Francisco Chinesta (ENSAM, Paris) ran a Seminar@SystemX on the topic « TWINS in the third millennium engineering and industry », on November 19, 2020.

Resume:

Last century technology was based on physical and mathematical models that allowed fine and accurate predictions when applied to determinists systems. That technological framework faced several difficulties, the main of them related to (i) the system size (it was successfully applied in small systems and components); (ii) the amount of uncertainty they involved (the smaller the better); (iii) the desired characteristic response time (difficult to address real-time responses); and (iv) the complexity of the involved physics (simplifying hypotheses induce inaccuracies).
The XXI century technology involves larger expectations, related to modelling and predicting responses of larger complex systems, often systems of systems, extremely large, extremely uncertain, extremely complex (multiphysics and multiscale) and their responses are expected to fulfil the stringent real-time constrains that decision-making imposes.
Addressing these complex systems of systems becomes impossible within the last century modelling paradigm, the one based on physics and its mathematical manipulation.
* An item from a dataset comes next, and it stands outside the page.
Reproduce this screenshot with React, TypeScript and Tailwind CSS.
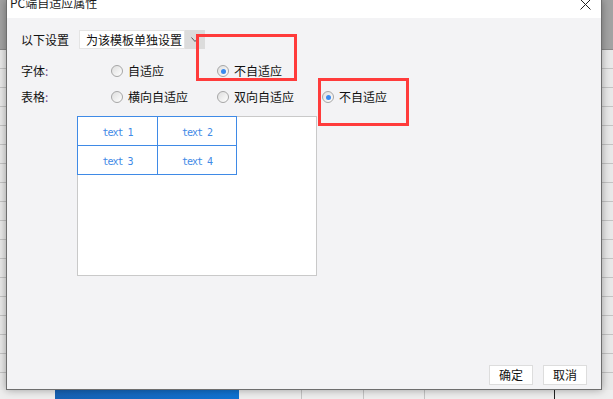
import React from "react";

const cjk = { fontFamily: '"Noto Sans CJK SC", "Noto Sans", sans-serif' };

function Radio({ checked }: { checked?: boolean }) {
  return (
    <span className="flex h-[12px] w-[12px] shrink-0 items-center justify-center rounded-full border border-[#a6a6a6] bg-gradient-to-br from-[#dedede] to-white">
      {checked && <span className="h-[5px] w-[5px] rounded-full bg-[#3a8bef]" />}
    </span>
  );
}

function Opt({ label, checked, w }: { label: string; checked?: boolean; w: string }) {
  return (
    <div className={`flex items-center gap-[5px] ${w}`}>
      <Radio checked={checked} />
      <span className="text-[12px] leading-[16px] text-[#111]">{label}</span>
    </div>
  );
}

export default function App() {
  return (
    <div className="relative h-[399px] w-[613px] overflow-hidden bg-[#ececec]" style={cjk}>
      {/* background application */}
      <div className="flex h-full flex-col">
        <div className="h-[50px] shrink-0 border-b border-[#8a8a8a] bg-[#a3a3a3]" />
        <div className="flex-1 bg-[repeating-linear-gradient(to_bottom,#e9e9e9_0px,#e9e9e9_18px,#c4c4c4_18px,#c4c4c4_19px)]" />
        <div className="flex h-[9px] shrink-0 bg-[#eeeeee]">
          <div className="ml-[55px] w-[184px] bg-gradient-to-r from-[#1762b4] to-[#1073d2]" />
          <div className="ml-[62px] w-px bg-[#c4c4c4]" />
          <div className="ml-[61px] w-px bg-[#c4c4c4]" />
          <div className="ml-[60px] w-px bg-[#c4c4c4]" />
          <div className="ml-[129px] w-px bg-[#222]" />
        </div>
      </div>

      {/* dialog */}
      <div className="absolute left-[6px] top-0 flex h-[390px] w-[596px] flex-col border-x border-b border-[#6e6e6e] bg-[#f3f3f5] shadow-[0_0_8px_rgba(0,0,0,0.35)]">
        <div className="flex h-[18px] shrink-0 items-start justify-between bg-white pl-[3px] pr-[10px]">
          <span className="-mt-[5px] text-[12px] leading-[16px] text-[#1a1a1a]">PC端自适应属性</span>
          <svg width="11" height="11" viewBox="0 0 11 11" className="-mt-px">
            <path d="M0.5 0.5 L10.5 10.5 M10.5 0.5 L0.5 10.5" stroke="#222" strokeWidth="1" fill="none" />
          </svg>
        </div>

        <div className="flex flex-1 flex-col pl-[14px] pr-[14px] pt-[12px]">
          <div className="flex h-[19px] items-center">
            <span className="w-[58px] text-[12px] leading-[16px] text-[#111]">以下设置</span>
            <div className="flex h-[19px]">
              <div className="flex w-[106px] items-center border border-[#e4e4e4] bg-white pl-[6px] text-[12px] leading-[16px] text-[#111]">
                为该模板单独设置
              </div>
              <div className="flex w-[20px] items-center justify-center bg-[#dcdcdc]">
                <svg width="8" height="5" viewBox="0 0 8 5">
                  <path d="M0.5 0.5 L4 4.5 L7.5 0.5" stroke="#555" strokeWidth="1" fill="none" />
                </svg>
              </div>
            </div>
          </div>

          <div className="mt-[12px] flex h-[20px] items-center">
            <span className="w-[90px] text-[12px] leading-[16px] text-[#111]">
              字体<span className="text-[#7b4a8e]">:</span>
            </span>
            <Opt label="自适应" w="w-[106px]" />
            <Opt label="不自适应" checked w="w-[106px]" />
          </div>

          <div className="mt-[6px] flex h-[20px] items-center">
            <span className="w-[90px] text-[12px] leading-[16px] text-[#111]">
              表格<span className="text-[#7b4a8e]">:</span>
            </span>
            <Opt label="横向自适应" w="w-[106px]" />
            <Opt label="双向自适应" w="w-[105px]" />
            <Opt label="不自适应" checked w="w-[80px]" />
          </div>

          <div className="ml-[56px] mt-[9px] h-[160px] w-[240px] border border-[#c9c9c9] bg-white">
            <div
              className="-ml-px -mt-px grid w-[160px] grid-cols-[80px_79px] border-l border-t border-[#3f8ae6] text-[10px] leading-[12px] tracking-[-1px] text-[#3f8ae6]"
              style={{ fontFamily: '"DejaVu Sans Mono", monospace' }}
            >
              {["text 1", "text 2", "text 3", "text 4"].map((t) => (
                <div key={t} className="flex h-[29px] items-center justify-center border-b border-r border-[#3f8ae6] pt-[3px]">
                  {t}
                </div>
              ))}
            </div>
          </div>

          <div className="flex-1" />
          <div className="mb-[4px] flex justify-end gap-[10px]">
            <button className="flex h-[20px] w-[44px] items-center justify-center border border-[#dddddd] bg-white text-[12px] leading-[16px] text-[#111]">
              确定
            </button>
            <button className="flex h-[20px] w-[44px] items-center justify-center border border-[#dddddd] bg-white text-[12px] leading-[16px] text-[#111]">
              取消
            </button>
          </div>
        </div>
      </div>

      {/* annotation boxes */}
      <div className="absolute left-[196px] top-[34px] h-[47px] w-[101px] border-[3px] border-[#ff3b3b]" />
      <div className="absolute left-[318px] top-[78px] h-[48px] w-[91px] border-[3px] border-[#ff3b3b]" />
    </div>
  );
}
New techniques enable the construction of realistic representations of the real systems: (i) Model Order Reduction; (ii) Physics-aware artificial intelligence; (iii) Data-driven modelling; (iv) Data-assimilation, reparation, completion and curation; (iv) AI-based control and decision making; (v) Physics-based and data-driven models fusion; (vi) functionalities integration within the so-called twins (virtual, digital and hybrid twins)…

Biography:

Francisco Chinesta is currently full Professor of computational physics at ENSAM Institute of Technology (Paris, France), Honorary Fellow of the “Institut Universitaire de France” – IUF- and Fellow of the Spanish Royal Academy of Engineering. He is the president of the ESI Group scientific committee and director of its scientific department. He was (2008-2012) AIRBUS Group chair professor and since 2013 he is ESI Group chair professor on advanced modeling and simulation of materials, structures, processes and systems. He received many scientific awards (among them the IACM Zienkiewicz, the ESAFORM, …) in four different fields: bio-engineering, material forming processes, rheology and computational mechanics (with major contributions in Model Order Reduction and Engineered Artificial Intelligence, both integrated in the so-called Hybrid paradigm of Simulation Based Engineering). He is author of more than 320 papers in peer-reviewed international journals and more than 900 contributions in conferences. He was president of the French association of computational mechanics (CSMA) and is director of the CNRS research group (GdR) on model order reduction techniques in engineering sciences, editor and associate editor of many journals. He received many distinctions, among them the Academic Palms, the French Order of Merit, … in 2018 the Doctorate Honoris Causa at the University of Zaragoza (Spain) and in 2019 the Silver medal from the French CNRS.